En esta temporada pre-electoral, nuestras ciudades ofrecen un aspecto que hace dudar de si nos encontramos ante urbes en construcción o ante ruinas tras un bombardeo. El cemento, el hormigón y el asfalto son las cartas credenciales para presentarse a la reelección. Estamos donde estábamos, no muy lejos de un embobamiento ante las obras públicas que quizá hemos heredado de los romanos.
En cambio, ni en los discursos políticos ni en la realidad ciudadana se divisan signos de interés por la innovación, no digamos por la investigación y la enseñanza. Como se maliciaba Unamuno, al español le gusta el bulto, la cosa mostrenca, lo máximamente concreto, mientras que desconfía de los conceptos, sospecha de las ideas y nunca ha manifestado especial amor por la ciencia. Hasta en la Unión Europea, donde no abundan los linces, se han dado cuenta de esta querencia hispana y nos han recomendado que invirtamos la actual tendencia y gastemos la mitad en infraestructuras y el doble en investigación.
Hace unos días le pregunté a un colega riguroso y atento a la realidad social qué explicación daba al hecho de que las listas de los libros más vendidos de no ficción ofrecieran títulos tan poco atractivos y, en cambio, pasaran sin pena ni gloria ensayos de mucha mayor enjundia. Su respuesta fue demoledora: “En España, la derecha no lee, y la izquierda es intelectualmente masoquista”.
Que la derecha no lee es algo que yo había comprobado desde hace tiempo. Pero, la verdad, esperaba que —entre muchos males— los gobiernos de izquierda, con sus proclamas a favor de la Ilustración, nos trajeran un mayor interés por la cultura y crecientes inversiones en fomento del saber.
Pero, desgraciadamente, no ha sido así. Están demasiado ocupados en manipular la opinión pública, en declarar culpables de todo a aquellos a quienes no permiten ni alzar la voz, y en confundir la modernización con las maniobras de desprotección de los más débiles.
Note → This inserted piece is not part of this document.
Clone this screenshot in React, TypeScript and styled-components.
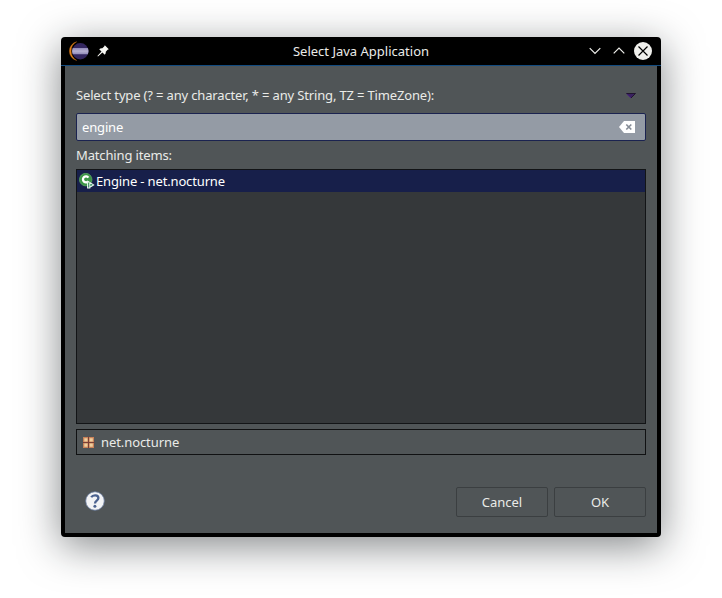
import React from 'react';
import styled, { createGlobalStyle } from 'styled-components';

const GlobalStyle = createGlobalStyle`
  * { box-sizing: border-box; }
  body {
    margin: 0;
    background: #fff;
    font-family: 'Noto Sans', sans-serif;
    font-size: 13px;
    line-height: 18px;
    color: #eaebe8;
    overflow: hidden;
  }
  svg { display: block; flex: none; }
`;

const Desktop = styled.main`
  height: 598px;
  padding: 37px 61px 61px;
`;

const Window = styled.section`
  width: 600px;
  height: 500px;
  display: flex;
  flex-direction: column;
  background: #000;
  border-radius: 4px;
  box-shadow: 0 9px 40px rgba(20, 24, 28, 0.52);
`;

const TitleBar = styled.header`
  height: 29px;
  flex: none;
  display: grid;
  grid-template-columns: 80px 1fr 80px;
  align-items: center;
  padding: 0 9px 0 7px;
  border-bottom: 1px solid #124b80;
`;

const TitleGroup = styled.div<{ $gap: number; $end?: boolean }>`
  display: flex;
  align-items: center;
  gap: ${(p) => p.$gap}px;
  justify-content: ${(p) => (p.$end ? 'flex-end' : 'flex-start')};
`;

const Title = styled.h1`
  margin: 0;
  padding-left: 2px;
  font-size: inherit;
  font-weight: 400;
  text-align: center;
`;

const Content = styled.div`
  flex: 1;
  margin: 0 4px 4px;
  padding: 20px 11px 16px;
  display: flex;
  flex-direction: column;
  background: #505557;
`;

const LabelRow = styled.div`
  height: 27px;
  display: flex;
  justify-content: space-between;
  padding-right: 10px;
`;

const MenuArrow = styled.svg`
  margin-top: 7px;
`;

const Text = styled.span<{ $tracking: number }>`
  white-space: nowrap;
  letter-spacing: ${(p) => p.$tracking}px;
`;

const SearchField = styled.div`
  height: 28px;
  display: flex;
  align-items: center;
  justify-content: space-between;
  padding: 0 10px 0 5px;
  border: 1px solid #1b2350;
  border-radius: 2px;
  background: #949ba5;
  color: #fff;
`;

const MatchLabel = styled.div`
  height: 28px;
  padding-top: 5px;
`;

const List = styled.div`
  height: 255px;
  border: 1px solid #121416;
  background: #35383a;
`;

const ListItem = styled.div`
  height: 22px;
  display: flex;
  align-items: center;
  gap: 1px;
  padding-left: 2px;
  background: #171f4a;
  color: #fff;
`;

const StatusBox = styled.div`
  height: 26px;
  margin-top: 5px;
  display: flex;
  align-items: center;
  gap: 6px;
  padding-left: 6px;
  border: 1px solid #101112;
`;

const Footer = styled.footer`
  display: flex;
  align-items: center;
  gap: 6px;
  margin-top: 32px;
  height: 30px;
`;

const HelpButton = styled.span`
  margin: 0 auto 3px 9px;
`;

const Button = styled.button`
  width: 92px;
  height: 30px;
  padding: 0 0 1px;
  border: 1px solid #3b3f41;
  border-radius: 2px;
  background: #505557;
  color: inherit;
  font: inherit;
`;

const EclipseLogo = () => (
  <svg width="22" height="20" viewBox="0 0 22 20">
    <defs>
      <linearGradient id="band" x1="0" y1="0" x2="0" y2="1">
        <stop offset="0" stopColor="#8f88b8" />
        <stop offset=".5" stopColor="#b9b3d3" />
        <stop offset="1" stopColor="#9089b8" />
      </linearGradient>
    </defs>
    <path d="M8.6 .8A9.6 9.6 0 0 0 8.6 19.4A10.6 10.6 0 0 1 8.6 .8Z" fill="#f08a1c" stroke="#b86712" strokeWidth=".5" />
    <circle cx="12.3" cy="10.2" r="8.2" fill="#33265f" />
    <path d="M4.7 7H19.9A8.3 8.3 0 0 1 19.9 13.2H4.7A8.3 8.3 0 0 1 4.7 7Z" fill="url(#band)" />
    <path d="M4.3 9H20.3M4.3 11.3H20.3" stroke="#a59fc6" strokeWidth=".5" />
  </svg>
);

const Pin = () => (
  <svg width="12" height="12" viewBox="0 0 12 12">
    <path d="M7.8 .2L11.8 4.2L10.6 4.8L8.8 6.8Q9.1 8.5 7.8 9.8L5.4 7.5L1 11.5L.4 11L4.5 6.6L2.2 4.2Q3.6 2.9 5.3 3.2L7.2 1.4Z" fill="#f8f8f4" />
  </svg>
);

const Chevron = ({ d }: { d: string }) => (
  <svg width="12" height="8" viewBox="0 0 12 8">
    <path d={d} fill="none" stroke="#f0f0ec" strokeWidth="1.2" />
  </svg>
);

const Close = () => (
  <svg width="18" height="18" viewBox="0 0 18 18">
    <circle cx="9" cy="9" r="9" fill="#f0f0ec" />
    <path d="M4.5 4.5L13.5 13.5M13.5 4.5L4.5 13.5" stroke="#000" strokeWidth="1.2" />
  </svg>
);

const ClearIcon = () => (
  <svg width="16" height="12" viewBox="0 0 16 12">
    <path d="M0 6L5 0H16V12H5Z" fill="#fff" />
    <path d="M7.3 3.5L12.3 8.5M12.3 3.5L7.3 8.5" stroke="#858c96" strokeWidth="1.7" />
  </svg>
);

const ClassIcon = () => (
  <svg width="16" height="16" viewBox="0 0 16 16">
    <circle cx="6.7" cy="6.6" r="6.3" fill="#3c9547" stroke="#68b96d" strokeWidth=".6" />
    <path d="M9.4 4.6A3 3 0 1 0 9.4 8.1" fill="none" stroke="#fff" strokeWidth="2.3" />
    <path d="M8.6 8.2V15H10.8V9.5L14.6 11.9L10.8 14.2" fill="#2d8a5c" stroke="#e6f5ee" strokeWidth="1.1" />
  </svg>
);

const PackageIcon = () => (
  <svg width="12" height="12" viewBox="0 0 12 12">
    <path d="M0 1H11V12H0Z" fill="#c98259" />
    <path d="M1.3 2.3H4.5V5.4H1.3ZM6.6 2.3H9.8V5.4H6.6ZM1.3 7.6H4.5V10.7H1.3ZM6.6 7.6H9.8V10.7H6.6Z" fill="#efcf9d" />
    <path d="M5.5 .5V12M0 6.5H11.5" stroke="#7b4036" />
  </svg>
);

const HelpIcon = () => (
  <svg width="20" height="20" viewBox="0 0 20 20">
    <circle cx="10" cy="10" r="9.3" fill="#f2f3f5" stroke="#66799d" strokeWidth=".8" />
    <path d="M6.2 6.3C7.8 3.5 13.4 3.5 13.4 7C13.4 9.8 10 9.4 10 12.5" fill="none" stroke="#4b628f" strokeWidth="2.3" />
    <circle cx="9.9" cy="15.3" r="1.5" fill="#4b628f" />
  </svg>
);

export default function App() {
  return (
    <>
      <GlobalStyle />
      <Desktop>
        <Window>
          <TitleBar>
            <TitleGroup $gap={7}>
              <EclipseLogo />
              <Pin />
            </TitleGroup>
            <Title>Select Java Application</Title>
            <TitleGroup $gap={9} $end>
              <TitleGroup $gap={12}>
                <Chevron d="M.7 1.2L6 6.5L11.3 1.2" />
                <Chevron d="M.7 6.3L6 1L11.3 6.3" />
              </TitleGroup>
              <Close />
            </TitleGroup>
          </TitleBar>
          <Content>
            <LabelRow>
              <Text $tracking={-0.16}>Select type (? = any character, * = any String, TZ = TimeZone):</Text>
              <MenuArrow width="10" height="6" viewBox="0 0 10 6">
                <path d="M.5 .5H9.5L5 5Z" fill="#3a2160" stroke="#21152f" />
                <path d="M.8 1L5 5.1" stroke="#4b2486" />
              </MenuArrow>
            </LabelRow>
            <SearchField>
              <Text $tracking={-0.16}>engine</Text>
              <ClearIcon />
            </SearchField>
            <MatchLabel>
              <Text $tracking={-0.14}>Matching items:</Text>
            </MatchLabel>
            <List>
              <ListItem>
                <ClassIcon />
                <Text $tracking={-0.15}>Engine - net.nocturne</Text>
              </ListItem>
            </List>
            <StatusBox>
              <PackageIcon />
              <Text $tracking={-0.08}>net.nocturne</Text>
            </StatusBox>
            <Footer>
              <HelpButton>
                <HelpIcon />
              </HelpButton>
              <Button>Cancel</Button>
              <Button>OK</Button>
            </Footer>
          </Content>
        </Window>
      </Desktop>
    </>
  );
}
El anuncio del advenimiento de la sociedad del saber corre el peligro de empantanarse en el lugar común donde —como dice Bernardo Atxaga— chapotean la mayor parte de nuestras palabras. Debemos convencernos de una buena vez de que el fetichismo de la mercancía ha pasado a la historia, y que la punta de lanza del progreso social y económico se encuentra ahora en el avance del conocimiento. La sentencia clásica decía que, a quienes maldicen, los dioses les conceden lo que desean. Pues bien, hace poco escuché de un experto internacional que lo peor que hoy le puede suceder a un país es tener petróleo: Irak, Venezuela, México, Ecuador, Rusia… En cambio, Finlandia no dispone más que de árboles y nieve, pero está a la cabeza de la innovación tecnológica y, no por azar, ocupa el primer puesto en el informe PISA sobre calidad de la enseñanza.
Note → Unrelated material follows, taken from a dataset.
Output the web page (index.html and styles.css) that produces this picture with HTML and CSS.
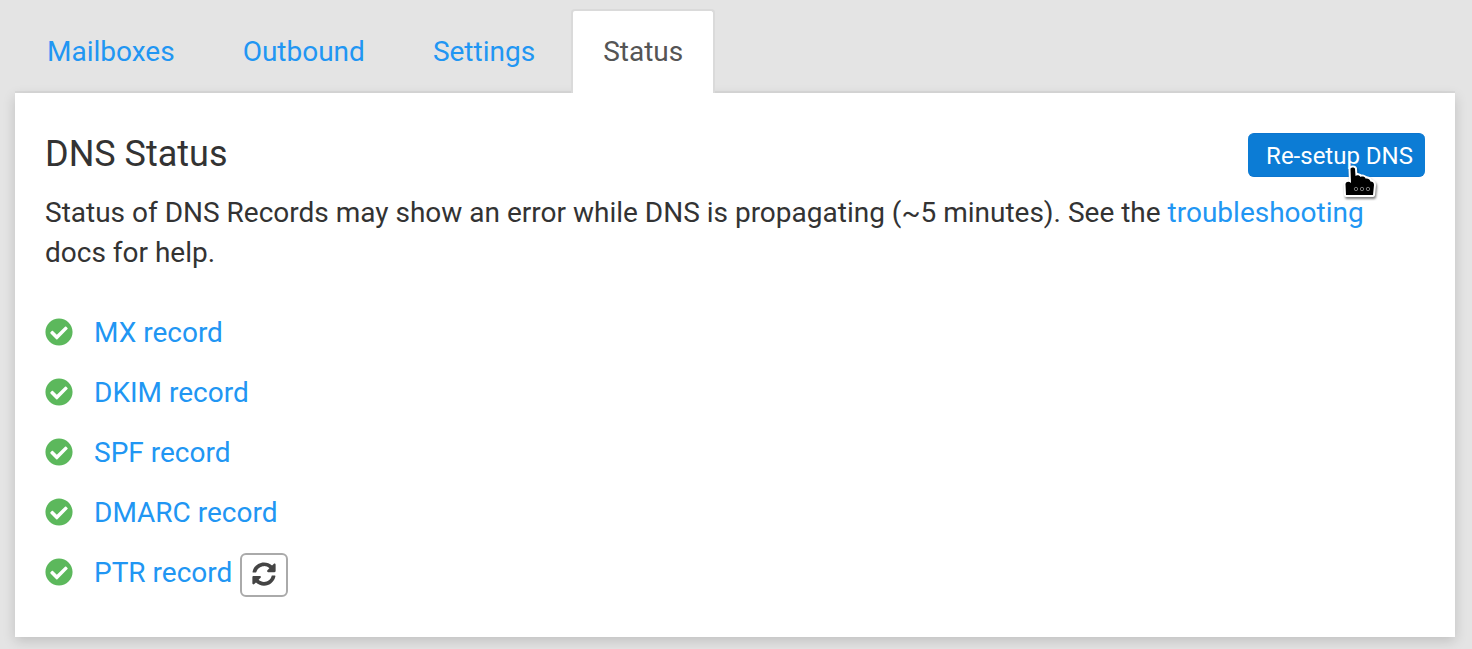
FILE: index.html
```html
<!DOCTYPE html>
<html lang="en">
<head>
<meta charset="utf-8">
<title>DNS Status</title>
<link rel="stylesheet" href="styles.css">
</head>
<body>
<svg class="sprite" aria-hidden="true">
  <symbol id="check" viewBox="0 0 512 512"><path d="M504 256c0 136.967-111.033 248-248 248S8 392.967 8 256 119.033 8 256 8s248 111.033 248 248zM227.314 387.314l184-184c6.248-6.248 6.248-16.379 0-22.627l-22.627-22.627c-6.248-6.249-16.379-6.249-22.628 0L216 308.118l-70.059-70.059c-6.248-6.248-16.379-6.248-22.628 0l-22.627 22.627c-6.248 6.248-6.248 16.379 0 22.627l104 104c6.249 6.249 16.379 6.249 22.628.001z"/></symbol>
</svg>
<nav class="tabs">
  <a class="tab" href="#mailboxes">Mailboxes</a>
  <a class="tab" href="#outbound">Outbound</a>
  <a class="tab" href="#settings">Settings</a>
  <a class="tab tab-active" href="#status" aria-current="page">Status</a>
</nav>
<main class="panel">
  <header class="panel-header">
    <h1 class="title">DNS Status</h1>
    <div class="action">
      <button class="primary" type="button">Re-setup DNS</button>
      <svg class="cursor" viewBox="0 0 36 38" aria-hidden="true">
        <path d="M7.500 4C7.500 2 12 2 12 4L12.500 11C13.500 9.500 17 10 17.500 12C19 11 22 11.500 22.500 13.500C24.500 13 27 14 27.500 16.500C29.500 16.500 31 17.500 31 20L30 30H3L2.500 19C3 16.500 6 16 8 18Z"/>
        <g class="knuckles"><circle cx="13" cy="24" r="1.700"/><circle cx="19" cy="24" r="1.700"/><circle cx="25" cy="24" r="1.700"/></g>
      </svg>
    </div>
  </header>
  <p class="intro">Status of DNS Records may show an error while DNS is propagating (~5 minutes). See the <a href="#troubleshooting">troubleshooting</a> docs for help.</p>
  <ul class="records">
    <li class="record"><svg class="check"><use href="#check"/></svg><a href="#mx">MX record</a></li>
    <li class="record"><svg class="check"><use href="#check"/></svg><a href="#dkim">DKIM record</a></li>
    <li class="record"><svg class="check"><use href="#check"/></svg><a href="#spf">SPF record</a></li>
    <li class="record"><svg class="check"><use href="#check"/></svg><a href="#dmarc">DMARC record</a></li>
    <li class="record"><svg class="check"><use href="#check"/></svg><a href="#ptr">PTR record</a>
      <button class="refresh" type="button" aria-label="Refresh PTR record"><svg class="sync" viewBox="0 0 512 512"><path d="M370.72 133.28C339.458 104.008 298.888 87.962 255.848 88c-77.458.068-144.328 53.178-162.791 126.85-1.344 5.363-6.122 9.15-11.651 9.15H24.103c-7.498 0-13.194-6.807-11.807-14.176C33.933 94.924 134.813 8 256 8c66.448 0 126.791 26.136 171.315 68.685L463.03 40.97C478.149 25.851 504 36.559 504 57.941V192c0 13.255-10.745 24-24 24H345.941c-21.382 0-32.09-25.851-16.971-40.971l41.75-41.749zM32 296h134.059c21.382 0 32.09 25.851 16.971 40.971l-41.75 41.75c31.262 29.273 71.835 45.319 114.876 45.28 77.418-.07 144.315-53.144 162.787-126.849 1.344-5.363 6.122-9.15 11.651-9.15h57.304c7.498 0 13.194 6.807 11.807 14.176C478.067 417.076 377.187 504 256 504c-66.448 0-126.791-26.136-171.315-68.685L48.97 471.03C33.851 486.149 8 475.441 8 454.059V320c0-13.255 10.745-24 24-24z"/></svg></button>
    </li>
  </ul>
</main>
</body>
</html>
```
FILE: styles.css
```css
* { box-sizing: border-box; }
body {
  margin: 0;
  padding: 9px 17px 12px 15px;
  background: #e4e4e4;
  color: #333;
  font: 28px/40px Roboto, sans-serif;
}
a { color: #2196f3; text-decoration: none; }
.sprite { position: absolute; width: 0; height: 0; }
.tabs {
  display: flex;
  gap: 4px;
  border-bottom: 2px solid #dadada;
}
.tab {
  padding: 21px 30px 19px;
  border: 2px solid transparent;
  border-bottom: 0;
  border-radius: 4px 4px 0 0;
}
.tab-active {
  position: relative;
  margin-bottom: -2px;
  border-color: #dadada;
  background: #fff;
  color: #555;
}
.panel {
  padding: 40px 30px 44px;
  background: #fff;
  box-shadow: 0 4px 12px rgba(0, 0, 0, 0.16);
}
.panel-header { display: flex; justify-content: space-between; }
.title { margin: 0; font-size: 36px; font-weight: 400; line-height: 42px; }
.action { position: relative; }
.primary {
  display: block;
  height: 44px;
  padding: 2px 12px 0 18px;
  border: 1px solid #0c75ce;
  border-width: 1px 0;
  border-radius: 6px;
  background: #0c7cd5;
  color: #fff;
  font: 24px/40px Roboto, sans-serif;
}
.cursor {
  position: absolute;
  top: 32px;
  right: 46px;
  width: 36px;
  height: 38px;
  overflow: visible;
  fill: #000;
  stroke: #fff;
  stroke-width: 4px;
  stroke-linejoin: round;
  paint-order: stroke;
  filter: drop-shadow(1px 2px 1px rgba(0, 0, 0, 0.5));
}
.knuckles { fill: none; stroke: #777; stroke-width: 1px; }
.intro { margin: 16px 0 40px; }
.records {
  display: grid;
  gap: 20px;
  margin: 0;
  padding: 0;
  list-style: none;
}
.record { display: flex; align-items: center; height: 40px; }
.check { width: 28px; height: 28px; margin: 0 21px 2px 0; fill: #5cb85c; }
.refresh {
  display: grid;
  place-items: center;
  width: 48px;
  height: 44px;
  margin: 4px 0 0 8px;
  padding: 0 0 2px;
  border: 2px solid #aaa;
  border-radius: 6px;
  background: #fff;
}
.sync { width: 24px; height: 24px; fill: #444; }
```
Tenemos muchas universidades, quizá demasiadas. Pero la mayor parte de las nuevas no son buenas. Muchas de ellas ni siquiera pueden considerarse como auténticas instituciones de estudios superiores. No tienen bibliotecas y, realmente, la investigación es una referencia que no se localiza fuera de la fantasía. Hemos de volver a apostar por las ciencias teóricas y por las humanidades, porque el saber aplicado siempre se alimenta del conocimiento puro. Entre las tres mil carreras que se ofrecen actualmente en España, ha disminuido la proporción de las titulaciones dedicadas a las matemáticas, al griego, a la física teórica o a la historia. Y resulta penoso comprobar que la mayoría de las familias —tan laxas en cuestiones éticas— prohíben a sus hijas o hijos que estudien licenciaturas dedicadas, sin más, a las ciencias o a las letras. El paso hacia la sociedad del conocimiento consiste, sobre todo, en darnos cuenta de que la energía de los talentos humanos es incomparablemente superior a la fuerza de la materia y de todas sus posibles transformaciones. En nuestro país tenemos un caudal impresionante de potencialidades por estrenar, que no son otras que las respectivas inteligencias y libertades de las mujeres y los hombres que integran el mundo del trabajo. Liberemos esa tremenda fuente de energía de las trabas burocráticas y de las estrecheces mercantilistas, pero ante todo del pragmatismo de cortos vuelos que presenta como utopía cualquier surgimiento de lo nuevo. Un esquema económico basado en la construcción, en el turismo, y en una inmigración caótica tiene ante sí muy poco recorrido. El dinamismo interno de la creación de riqueza encuentra actualmente su nacedero en la innovación de conocimientos. Tal creatividad, elevada a la segunda potencia, ya no está limitada ni esencialmente condicionada por las mercancías, por sus intercambios, por las capacidades financieras, ni siquiera por la disponibilidad creciente de información que deparan las nuevas tecnologías. Lo más serio es, ahora mismo, la educación, el aprendizaje, la investigación.